"Dally, ya little weasel," Merle greeted her, "the corn liquor's all gone, I fear, it'll have to be back to the old cow juice for you, real sorry," as he went rummaging in a patent dinner pail filled with ice.
* * * * * * * * * *
In 1893, a father could make a joke about his daughter being an alcoholic without garnering, from nearby witnesses, the kinds of looks usually reserved for a person cannibalizing another person. Even in 1993, you may have gotten away with it, although at least one person would have to exclaim, "You're so bad!" To which you could have responded, "Me?! She's the one with the drinking problem!" You could still make this joke today, as well, of course, but you have to know your audience. Even if the audience is composed of the kind of people who would side-eye and tut-tut a stranger making this kind of joke in public, they'll almost certainly accept as fine and dandy if they know you. That's the main problem with people judging everybody else immediately and on the flimsiest of experiences in this new online world. Most people judge strangers in the harshest context imaginable, barely being able to imagine giving the benefit of the doubt to somebody they've never met before.

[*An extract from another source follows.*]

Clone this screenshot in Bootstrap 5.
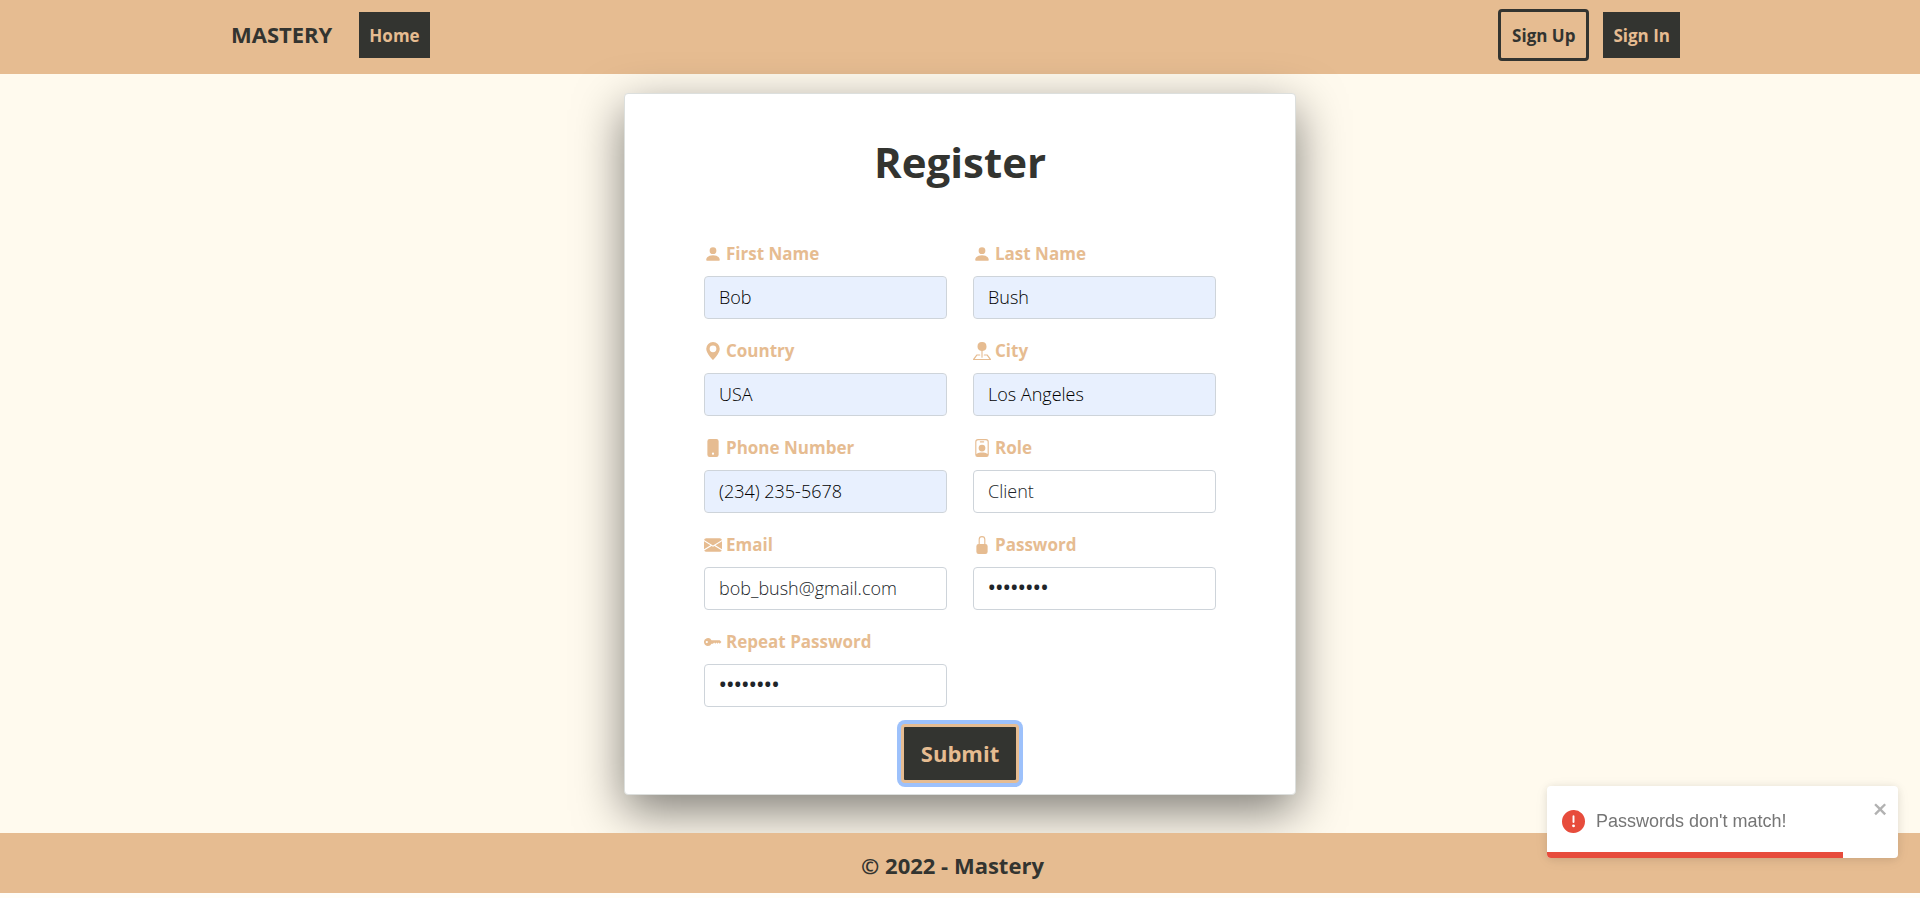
<!DOCTYPE html>
<html lang="en">
<head>
<meta charset="utf-8">
<meta name="viewport" content="width=device-width, initial-scale=1">
<title>Mastery - Register</title>
<link href="https://cdn.jsdelivr.net/npm/bootstrap@5.3.0/dist/css/bootstrap.min.css" rel="stylesheet">
<style>
  :root { --sand: #e6bc91; --coal: #333430; --cream: #fffaee; }
  body { font-family: "Open Sans", "Noto Sans", sans-serif; background: #fffef9; color: var(--coal); }
  .topbar, .bottombar { background: var(--sand); }
  .topbar { min-height: 74px; padding: 9px 240px 13px 231px; }
  .brand { font-size: 22px; line-height: 32px; padding-bottom: 2px; font-weight: 700; color: var(--coal); margin-right: 27px; }
  .navbtn { font-size: 17px; line-height: 30px; font-weight: 700; padding: 9px 10px 7px; color: var(--sand); background: var(--coal); }
  .navbtn-outline { color: var(--coal); background: transparent; border: 3px solid var(--coal); border-radius: 4px; padding-left: 11px; padding-right: 11px; margin-right: 14px; }
  main { background: var(--cream); padding: 19px 0 38px; }
  .register-card { width: 35%; min-width: 480px; border: 1px solid #dcdfdd; border-radius: 4px; padding: 35px 79px 11px; box-shadow: 0 16px 48px rgba(0,0,0,.5); background: #fff; }
  .register-title { font-size: 42px; line-height: 66px; font-weight: 700; margin-bottom: 46px; }
  .field-label { font-size: 17px; line-height: 26px; font-weight: 700; color: var(--sand); margin-bottom: 9px; gap: 4px; }
  .field-label svg { width: 18px; height: 18px; fill: currentColor; }
  .field-grid { --bs-gutter-x: 26px; row-gap: 19px; }
  .field-input { height: 43px; font-size: 18px; padding: 5px 14px 7px; border: 1px solid #ced4da; border-radius: 4px; font-weight: 300; color: #212529; }
  .field-input.filled { background-color: #e8f0fe; color: #000; }
  .field-input[type="password"] { font-size: 20px; font-weight: 600; }
  .submit-btn { font-size: 22px; line-height: 33px; font-weight: 700; color: var(--sand); background: var(--coal); border: 3px solid var(--sand); border-radius: 4px; padding: 10px 17px; box-shadow: 0 0 0 4px #9dc1fb; }
  .submit-row { margin-top: 17px; }
  .bottombar { height: 60px; font-size: 22px; font-weight: 700; padding: 4px 15px 0 0; }
  .notice { position: fixed; right: 22px; bottom: 40px; width: 351px; height: 72px; background: #fff; border-radius: 4px; box-shadow: 0 1px 10px rgba(0,0,0,.1), 0 2px 15px rgba(0,0,0,.05); font: 18px/24px "Liberation Sans", Arial, sans-serif; color: #757575; padding: 0 15px 2px; gap: 11px; overflow: hidden; }
  .notice-close { top: 13px; right: 9px; line-height: 1; }
  .notice-progress { height: 6px; background: #e74c3c; }
</style>
</head>
<body>
<nav class="topbar d-flex align-items-center justify-content-between">
  <div class="d-flex align-items-center">
    <a href="#" class="brand text-decoration-none">MASTERY</a>
    <a href="#" class="navbtn text-decoration-none">Home</a>
  </div>
  <div class="d-flex align-items-center">
    <a href="#" class="navbtn navbtn-outline text-decoration-none">Sign Up</a>
    <a href="#" class="navbtn text-decoration-none">Sign In</a>
  </div>
</nav>
<main>
  <form class="register-card mx-auto">
    <h1 class="register-title text-center">Register</h1>
    <div class="row field-grid">
      <div class="col-6">
        <label for="first" class="field-label d-flex align-items-center"><svg viewBox="0 0 16 16"><path d="M3 14s-1 0-1-1 1-4 6-4 6 3 6 4-1 1-1 1H3Zm5-6a3 3 0 1 0 0-6 3 3 0 0 0 0 6Z"/></svg>First Name</label>
        <input id="first" type="text" class="form-control field-input filled" value="Bob">
      </div>
      <div class="col-6">
        <label for="last" class="field-label d-flex align-items-center"><svg viewBox="0 0 16 16"><path d="M3 14s-1 0-1-1 1-4 6-4 6 3 6 4-1 1-1 1H3Zm5-6a3 3 0 1 0 0-6 3 3 0 0 0 0 6Z"/></svg>Last Name</label>
        <input id="last" type="text" class="form-control field-input filled" value="Bush">
      </div>
      <div class="col-6">
        <label for="country" class="field-label d-flex align-items-center"><svg viewBox="0 0 16 16"><path d="M8 16s6-5.686 6-10A6 6 0 0 0 2 6c0 4.314 6 10 6 10zm0-7a3 3 0 1 1 0-6 3 3 0 0 1 0 6z"/></svg>Country</label>
        <input id="country" type="text" class="form-control field-input filled" value="USA">
      </div>
      <div class="col-6">
        <label for="city" class="field-label d-flex align-items-center"><svg viewBox="0 0 16 16"><path d="M3.1 11.2a.5.5 0 0 1 .4-.2H6a.5.5 0 0 1 0 1H3.75L1.5 15h13l-2.25-3H10a.5.5 0 0 1 0-1h2.5a.5.5 0 0 1 .4.2l3 4a.5.5 0 0 1-.4.8H.5a.5.5 0 0 1-.4-.8l3-4z"/><path d="M4 4a4 4 0 1 1 4.5 3.969V13.500a.5.5 0 0 1-1 0V7.970A4 4 0 0 1 4 4Z"/></svg>City</label>
        <input id="city" type="text" class="form-control field-input filled" value="Los Angeles">
      </div>
      <div class="col-6">
        <label for="phone" class="field-label d-flex align-items-center"><svg viewBox="0 0 16 16"><path d="M3 2a2 2 0 0 1 2-2h6a2 2 0 0 1 2 2v12a2 2 0 0 1-2 2H5a2 2 0 0 1-2-2V2zm6 11a1 1 0 1 0-2 0 1 1 0 0 0 2 0z"/></svg>Phone Number</label>
        <input id="phone" type="tel" class="form-control field-input filled" value="(234) 235-5678">
      </div>
      <div class="col-6">
        <label for="role" class="field-label d-flex align-items-center"><svg viewBox="0 0 16 16"><path d="M6.5 2a.5.5 0 0 0 0 1h3a.5.5 0 0 0 0-1h-3zM11 8a3 3 0 1 1-6 0 3 3 0 0 1 6 0z"/><path d="M4.500 0A2.500 2.500 0 0 0 2 2.500V14a2 2 0 0 0 2 2h8a2 2 0 0 0 2-2V2.500A2.500 2.500 0 0 0 11.500 0h-7zM3 2.500A1.500 1.500 0 0 1 4.500 1h7A1.500 1.500 0 0 1 13 2.500v10.795a4.200 4.200 0 0 0-.776-.492C11.392 12.387 10.063 12 8 12s-3.392.387-4.224.803a4.200 4.200 0 0 0-.776.492V2.500z"/></svg>Role</label>
        <input id="role" type="text" class="form-control field-input" value="Client">
      </div>
      <div class="col-6">
        <label for="email" class="field-label d-flex align-items-center"><svg viewBox="0 0 16 16"><path d="M.05 3.555A2 2 0 0 1 2 2h12a2 2 0 0 1 1.950 1.555L8 8.414.05 3.555ZM0 4.697v7.104l5.803-3.558L0 4.697ZM6.761 8.830l-6.570 4.027A2 2 0 0 0 2 14h12a2 2 0 0 0 1.808-1.144l-6.570-4.027L8 9.586l-1.239-.757Zm3.436-.586L16 11.801V4.697l-5.803 3.546Z"/></svg>Email</label>
        <input id="email" type="email" class="form-control field-input" value="bob_bush@gmail.com">
      </div>
      <div class="col-6">
        <label for="pass" class="field-label d-flex align-items-center"><svg viewBox="0 0 16 16"><path d="M8 1a2 2 0 0 1 2 2v4H6V3a2 2 0 0 1 2-2zm3 6V3a3 3 0 0 0-6 0v4a2 2 0 0 0-2 2v5a2 2 0 0 0 2 2h6a2 2 0 0 0 2-2V9a2 2 0 0 0-2-2z"/></svg>Password</label>
        <input id="pass" type="password" class="form-control field-input" value="12345678">
      </div>
      <div class="col-6">
        <label for="repeat" class="field-label d-flex align-items-center"><svg viewBox="0 0 16 16"><path d="M3.500 11.500a3.500 3.500 0 1 1 3.163-5H14L15.500 8 14 9.500l-1-1-1 1-1-1-1 1-1-1-1 1H6.663a3.500 3.500 0 0 1-3.163 2zM2.500 9a1 1 0 1 0 0-2 1 1 0 0 0 0 2z"/></svg>Repeat Password</label>
        <input id="repeat" type="password" class="form-control field-input" value="87654321">
      </div>
    </div>
    <div class="submit-row text-center"><button type="button" class="submit-btn">Submit</button></div>
  </form>
</main>
<footer class="bottombar d-flex align-items-center justify-content-center">© 2022 - Mastery</footer>
<div class="notice d-flex align-items-center" role="alert">
  <svg width="23" height="23" viewBox="0 0 24 24" fill="#e74c3c"><path d="M11.983 0a12.206 12.206 0 0 0-8.510 3.653A11.800 11.800 0 0 0 0 12.207 11.779 11.779 0 0 0 11.800 24h.214A12.111 12.111 0 0 0 24 11.791 11.766 11.766 0 0 0 11.983 0zM10.500 16.542a1.476 1.476 0 0 1 1.449-1.530h.027a1.527 1.527 0 0 1 1.523 1.470 1.475 1.475 0 0 1-1.449 1.530h-.027a1.529 1.529 0 0 1-1.523-1.470zM11 12.500v-6a1 1 0 0 1 2 0v6a1 1 0 0 1-2 0z"/></svg>
  <span>Passwords don't match!</span>
  <button type="button" class="notice-close position-absolute border-0 bg-transparent p-0" aria-label="close"><svg width="16" height="18" viewBox="0 0 14 16" fill="#b2b2b2"><path fill-rule="evenodd" d="M7.710 8.230l3.750 3.750-1.480 1.480-3.750-3.750-3.750 3.750L1 11.980l3.750-3.750L1 4.480 2.480 3l3.750 3.750L9.980 3l1.480 1.480-3.750 3.750z"/></svg></button>
  <div class="notice-progress position-absolute start-0 bottom-0" style="width: 84.3%"></div>
</div>
<script src="https://cdn.jsdelivr.net/npm/bootstrap@5.3.0/dist/js/bootstrap.bundle.min.js"></script>
</body>
</html>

The main problem is that we just have too much access to too many people now. Somebody online can tell a stupid, throwaway family story about a can of beans, forgetting that the audience for the story is millions of people with no context of anything except the words on the screen, and they'll roast you for it because, obviously, the worst take they can imagine must be the truth.
"cow juice"
Anybody who uses the phrase "cow juice" is a literal monster and should be burned at the stake. Gonna go on Twitter and search "cow juice" and harangue everybody whom I find using it!
"a patent dinner pail"
I guess this was a pail built to hold dinners and keep them cool which was also patented. This is the kind of amazing insights you won't find on other Against the Day wikis. They'd probably ignore this sentence altogether, not realizing that really dumb people might need help clarifying this book too.
"filled with ice"
I began trying to research when humans began to generate their own ice rather than chipping it off of mountains and glaciers and frozen rivers and shipping it all over the world but there were just too many steps to the process and I easily became bored trying to figure it out. Unless the first commercial ice maker was developed in 1854. Which probably means Laura Ingalls was still getting natural ice shipped from some frozen river up north out of the ice shed while Nellie Oleson was filling her root beers with fancy ice purchased by some manufacturer.